Perhaps a more appropriate question to ask is what is the difference, in the first place, between what I would refer to as a sedentary life, meaning one where the environment (linguistic, cultural, personal) one is embedded into does not significantly change over a significant part of a person's life, and a nomadic life, by which I do not necessarily mean the actual nomadic populations of the world, but simply a term indicating a life style where one's surroundings change frequently and drastically (speaking a different language, adapting to a very different culture, changing social and personal connections) over a person's lifetime. This is clearly a very approximate classification, since even people who do not physically move from one place to another can experience their surroundings change dramatically within a very short time, as the collapse of the Soviet block showed, or the events of wars, or even the longer scale but very visible effects of migrations of population and the resulting alteration of the composition of traditional society. I will, however, stick to the simplistic subdivision into the sedentary/nomadic categories referred to the individual lifestyles of people rather than to the larger phenomena affecting the evolution of societies. What is then the difference between the sedentary and the nomadic?

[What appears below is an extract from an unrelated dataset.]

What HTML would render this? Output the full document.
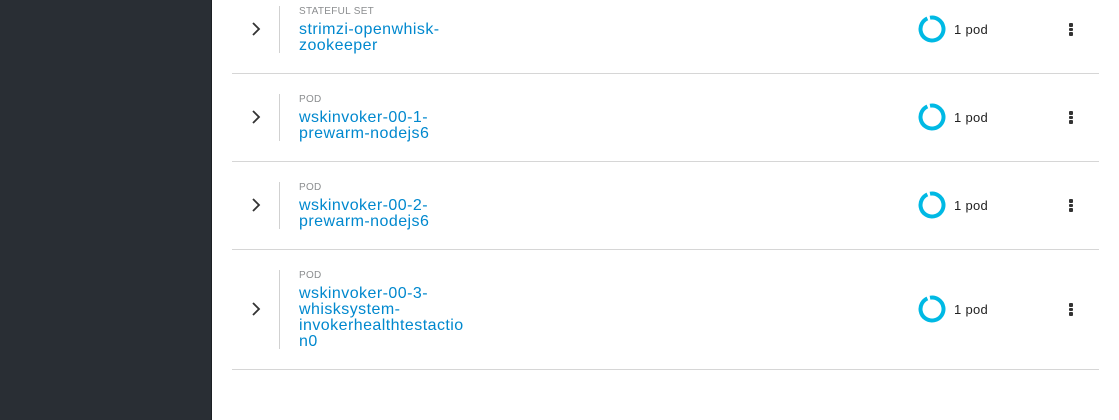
<!DOCTYPE html>
<html><head><style>
body{margin:0;width:1119px;height:420px;background:#fff;position:relative;overflow:hidden;font-family:"Liberation Sans",sans-serif}
.side{position:absolute;left:0;top:0;width:211px;height:420px;background:#292e34;border-right:1px solid #1c1f23}
.sep{position:absolute;left:232px;width:867px;height:1px;background:#d6d6d6}
.vl{position:absolute;left:279px;width:1px;background:#d1d1d1}
.lbl{position:absolute;left:299px;font-size:10px;color:#8b8d8f;letter-spacing:0.3px}
.ttl{position:absolute;left:299px;font-size:16px;line-height:16px;color:#0088ce;width:190px;letter-spacing:0.45px}
.chev{position:absolute;left:250px}
.don{position:absolute;left:918px}
.pod{position:absolute;left:954px;font-size:13px;color:#222;letter-spacing:0.3px}
.keb{position:absolute;left:1069px;width:4px}
.keb i{display:block;width:4px;height:3.5px;border-radius:1px;background:#333;margin-bottom:1px}
</style></head><body>
<div class="side"></div>
<div class="sep" style="top:73px"></div>
<div class="sep" style="top:161px"></div>
<div class="sep" style="top:249px"></div>
<div class="sep" style="top:369px"></div>

<div class="vl" style="top:6px;height:47px"></div>
<div class="vl" style="top:94px;height:47px"></div>
<div class="vl" style="top:182px;height:47px"></div>
<div class="vl" style="top:270px;height:79px"></div>

<div class="lbl" style="top:6px">STATEFUL SET</div>
<div class="ttl" style="top:22px">strimzi-openwhisk-<br>zookeeper</div>
<div class="lbl" style="top:94px">POD</div>
<div class="ttl" style="top:110px">wskinvoker-00-1-<br>prewarm-nodejs6</div>
<div class="lbl" style="top:182px">POD</div>
<div class="ttl" style="top:198px">wskinvoker-00-2-<br>prewarm-nodejs6</div>
<div class="lbl" style="top:270px">POD</div>
<div class="ttl" style="top:286px">wskinvoker-00-3-<br>whisksystem-<br>invokerhealthtestactio<br>n0</div>

<svg class="chev" style="top:21px" width="12" height="16" viewBox="0 0 12 16"><path d="M3 2l6 6-6 6" fill="none" stroke="#333" stroke-width="1.8"/></svg>
<svg class="chev" style="top:109px" width="12" height="16" viewBox="0 0 12 16"><path d="M3 2l6 6-6 6" fill="none" stroke="#333" stroke-width="1.8"/></svg>
<svg class="chev" style="top:197px" width="12" height="16" viewBox="0 0 12 16"><path d="M3 2l6 6-6 6" fill="none" stroke="#333" stroke-width="1.8"/></svg>
<svg class="chev" style="top:301px" width="12" height="16" viewBox="0 0 12 16"><path d="M3 2l6 6-6 6" fill="none" stroke="#333" stroke-width="1.8"/></svg>

<svg class="don" style="top:15px" width="28" height="28" viewBox="0 0 28 28"><circle cx="14" cy="14" r="11.5" fill="none" stroke="#00b9e4" stroke-width="4" stroke-dasharray="69 3.3" transform="rotate(-100 14 14)"/></svg>
<svg class="don" style="top:103px" width="28" height="28" viewBox="0 0 28 28"><circle cx="14" cy="14" r="11.5" fill="none" stroke="#00b9e4" stroke-width="4" stroke-dasharray="69 3.3" transform="rotate(-100 14 14)"/></svg>
<svg class="don" style="top:191px" width="28" height="28" viewBox="0 0 28 28"><circle cx="14" cy="14" r="11.5" fill="none" stroke="#00b9e4" stroke-width="4" stroke-dasharray="69 3.3" transform="rotate(-100 14 14)"/></svg>
<svg class="don" style="top:295px" width="28" height="28" viewBox="0 0 28 28"><circle cx="14" cy="14" r="11.5" fill="none" stroke="#00b9e4" stroke-width="4" stroke-dasharray="69 3.3" transform="rotate(-100 14 14)"/></svg>

<div class="pod" style="top:22px">1 pod</div>
<div class="pod" style="top:110px">1 pod</div>
<div class="pod" style="top:198px">1 pod</div>
<div class="pod" style="top:302px">1 pod</div>

<div class="keb" style="top:23px"><i></i><i></i><i></i></div>
<div class="keb" style="top:111px"><i></i><i></i><i></i></div>
<div class="keb" style="top:199px"><i></i><i></i><i></i></div>
<div class="keb" style="top:303px"><i></i><i></i><i></i></div>
</body></html>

A good way to zoom in on the main issue is by focusing on the neuroscience point of view. A very interesting analysis was recently presented in the book "Brain and Culture" by neuroscientist Bruce Wexler (one more cool MIT Press book). The first part of Wexler's book provides experimental evidence from the field of neural and cognitive science for the mechanism that makes it possible for infants and children (or for the newborns of other animal species) to acquire through sensory stimulation an internal representation of the external world. The neuroplasticity of the brain is what permits the gradual building of this internal image of the world which is what makes it possible for individual to generate appropriate responses to external stimuli. An inhibited form of this early process produces pathologies that severely affect the functioning of adult individuals. The second part of the book details in a similar manner how adult individuals mostly try to modify their surroundings and environment to match that internal representation that was created in their mind during the early years of development and that has subsequently rigidified. The concluding part of the book draws the obvious sociological conclusions on the effects of this lack of further adaptability and clinging to existent internal structures (one might more aptly call them prejudices, often manifesting themselves in the form of rigid stereotypes) as the only available mode of interaction with the external world, blaming them for all sorts of phenomena ranging from the very natural human suffering associated to the experience of bereavement, to the difficult experiences of immigrants, to violent phenomena like communal violence, clashes of cultures, religious wars.

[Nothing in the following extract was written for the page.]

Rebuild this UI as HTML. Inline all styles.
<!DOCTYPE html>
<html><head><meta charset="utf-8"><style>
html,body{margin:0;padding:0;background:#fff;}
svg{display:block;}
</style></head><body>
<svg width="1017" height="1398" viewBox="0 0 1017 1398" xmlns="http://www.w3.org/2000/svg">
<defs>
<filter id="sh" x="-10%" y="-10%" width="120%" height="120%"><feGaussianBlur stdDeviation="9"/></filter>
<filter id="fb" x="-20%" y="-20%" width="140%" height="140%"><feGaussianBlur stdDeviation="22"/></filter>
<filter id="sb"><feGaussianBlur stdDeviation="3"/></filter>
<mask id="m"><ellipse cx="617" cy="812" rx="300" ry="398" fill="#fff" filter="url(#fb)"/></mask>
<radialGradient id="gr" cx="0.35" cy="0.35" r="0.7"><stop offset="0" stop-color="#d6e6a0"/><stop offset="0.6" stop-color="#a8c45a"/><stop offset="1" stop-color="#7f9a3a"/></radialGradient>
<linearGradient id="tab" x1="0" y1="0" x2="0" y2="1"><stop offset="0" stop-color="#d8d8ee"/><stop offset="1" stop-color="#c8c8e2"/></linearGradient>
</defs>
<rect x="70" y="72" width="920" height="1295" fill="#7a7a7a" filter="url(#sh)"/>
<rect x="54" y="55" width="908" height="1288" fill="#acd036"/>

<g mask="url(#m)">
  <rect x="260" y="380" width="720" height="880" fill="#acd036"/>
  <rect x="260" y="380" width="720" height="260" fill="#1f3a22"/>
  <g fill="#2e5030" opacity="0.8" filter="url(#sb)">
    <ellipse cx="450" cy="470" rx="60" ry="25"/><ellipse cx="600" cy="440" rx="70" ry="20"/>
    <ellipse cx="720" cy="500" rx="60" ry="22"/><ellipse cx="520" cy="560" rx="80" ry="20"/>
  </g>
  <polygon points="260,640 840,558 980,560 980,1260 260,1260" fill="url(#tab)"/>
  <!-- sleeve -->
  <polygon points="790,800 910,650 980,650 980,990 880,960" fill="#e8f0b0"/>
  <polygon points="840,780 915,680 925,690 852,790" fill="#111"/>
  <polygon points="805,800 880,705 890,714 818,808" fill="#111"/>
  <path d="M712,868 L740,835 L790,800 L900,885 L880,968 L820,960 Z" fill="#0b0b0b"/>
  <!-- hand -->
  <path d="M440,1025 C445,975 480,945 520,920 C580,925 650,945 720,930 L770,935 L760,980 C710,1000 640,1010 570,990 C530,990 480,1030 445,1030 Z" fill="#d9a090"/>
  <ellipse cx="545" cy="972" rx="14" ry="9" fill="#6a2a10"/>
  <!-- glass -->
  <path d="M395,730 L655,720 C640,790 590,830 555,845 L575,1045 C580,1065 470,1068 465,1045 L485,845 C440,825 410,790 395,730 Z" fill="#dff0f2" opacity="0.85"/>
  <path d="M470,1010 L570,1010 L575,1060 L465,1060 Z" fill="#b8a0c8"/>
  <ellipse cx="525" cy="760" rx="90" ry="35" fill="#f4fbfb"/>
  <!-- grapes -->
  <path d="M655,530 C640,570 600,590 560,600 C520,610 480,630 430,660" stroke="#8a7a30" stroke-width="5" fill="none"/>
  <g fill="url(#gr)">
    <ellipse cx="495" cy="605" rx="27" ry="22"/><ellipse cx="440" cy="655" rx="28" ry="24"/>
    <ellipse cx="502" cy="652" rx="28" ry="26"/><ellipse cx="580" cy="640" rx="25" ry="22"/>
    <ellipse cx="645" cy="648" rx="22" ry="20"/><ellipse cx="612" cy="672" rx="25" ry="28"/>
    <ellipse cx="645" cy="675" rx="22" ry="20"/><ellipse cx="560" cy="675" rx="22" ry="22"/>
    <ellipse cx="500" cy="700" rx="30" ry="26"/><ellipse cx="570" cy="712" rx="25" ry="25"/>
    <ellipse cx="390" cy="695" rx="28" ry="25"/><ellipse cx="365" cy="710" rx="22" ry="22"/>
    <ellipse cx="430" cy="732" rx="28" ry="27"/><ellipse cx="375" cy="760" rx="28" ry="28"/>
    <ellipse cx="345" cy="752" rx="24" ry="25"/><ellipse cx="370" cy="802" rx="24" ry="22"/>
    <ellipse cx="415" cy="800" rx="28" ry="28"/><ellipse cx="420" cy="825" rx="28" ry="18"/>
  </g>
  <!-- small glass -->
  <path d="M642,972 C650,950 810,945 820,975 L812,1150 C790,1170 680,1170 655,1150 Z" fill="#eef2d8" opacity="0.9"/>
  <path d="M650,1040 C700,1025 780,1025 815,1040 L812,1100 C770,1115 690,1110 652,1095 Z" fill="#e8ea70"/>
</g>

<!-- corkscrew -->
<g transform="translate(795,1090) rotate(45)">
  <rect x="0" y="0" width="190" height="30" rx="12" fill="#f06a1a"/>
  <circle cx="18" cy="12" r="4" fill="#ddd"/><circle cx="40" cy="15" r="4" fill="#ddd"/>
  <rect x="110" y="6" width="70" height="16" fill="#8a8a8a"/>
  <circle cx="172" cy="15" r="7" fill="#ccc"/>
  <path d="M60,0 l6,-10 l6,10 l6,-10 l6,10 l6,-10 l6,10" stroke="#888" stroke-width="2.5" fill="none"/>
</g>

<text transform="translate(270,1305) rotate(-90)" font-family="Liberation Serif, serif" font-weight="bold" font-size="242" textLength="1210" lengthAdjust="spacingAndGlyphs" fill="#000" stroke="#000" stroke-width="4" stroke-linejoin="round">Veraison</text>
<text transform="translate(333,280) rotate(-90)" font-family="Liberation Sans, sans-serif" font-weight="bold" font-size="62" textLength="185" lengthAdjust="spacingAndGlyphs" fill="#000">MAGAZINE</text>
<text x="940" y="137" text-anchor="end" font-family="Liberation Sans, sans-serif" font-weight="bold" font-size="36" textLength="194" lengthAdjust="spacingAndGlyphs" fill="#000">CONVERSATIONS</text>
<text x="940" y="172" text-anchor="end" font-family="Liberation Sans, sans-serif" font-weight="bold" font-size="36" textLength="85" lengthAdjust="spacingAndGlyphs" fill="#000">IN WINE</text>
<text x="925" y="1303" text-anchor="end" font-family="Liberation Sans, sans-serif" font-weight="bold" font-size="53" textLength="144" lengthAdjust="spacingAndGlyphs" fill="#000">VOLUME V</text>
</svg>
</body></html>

If we wish to remain close to the issue of the seemingly harsh demands on the lives of young scientists imposed by the high mobility of the scientific community, one can see that the analysis proposed by Wexler is certainly relevant, but one should be stressing especially the point he makes that, in the presence of an appropriate amount of stimulation and exposure to diversity and plurality of cultures and of intellectual stimulation, the neuroplasticity phase of the brain, where the internal representation of the world is constructed, can be extended well into a person's early adulthood. If this internal representation of the world is sufficiently rich and diversified, the impact of changing environment, adapting quickly to different languages, cultures, networks of social relations can be greatly facilitated. Not only that, but a high mobility in the student/postdoc stages of career is in turn likely to extend the plasticity of the internal representation even further and help protecting the later phases of life against those undesirable effects of the mismatch between a changing environment and a rigid internal structure that cannot adapt to it. Thus, overall I am inclined to conclude that the high mobility within the scientific community and the demands of rapid and frequent change of surroundings imposed on young scientist is overall a positive factor for the scientific community itself and for society as a whole. What can help young people fulfill these demands without living them as a strenuous experience is to introduce in the lives of young people as early as possible enough elements of diversity and multiculturalism, enough capacity for absorbing quickly what is previously unknown, for appreciating differences between people and cultures, for enjoying new experiences. As Wexler points out at the end of his book, the typical American campus life provides a very good model of an environment where this type of diversity of offered in large supply and where people have a good opportunity, while their internal structures have, in most cases, not yet rigidified, to broaden their image of the world and of how to interact with it without becoming entangled in a web of prejudices and stereotypical images that obscure our broader view of humanity.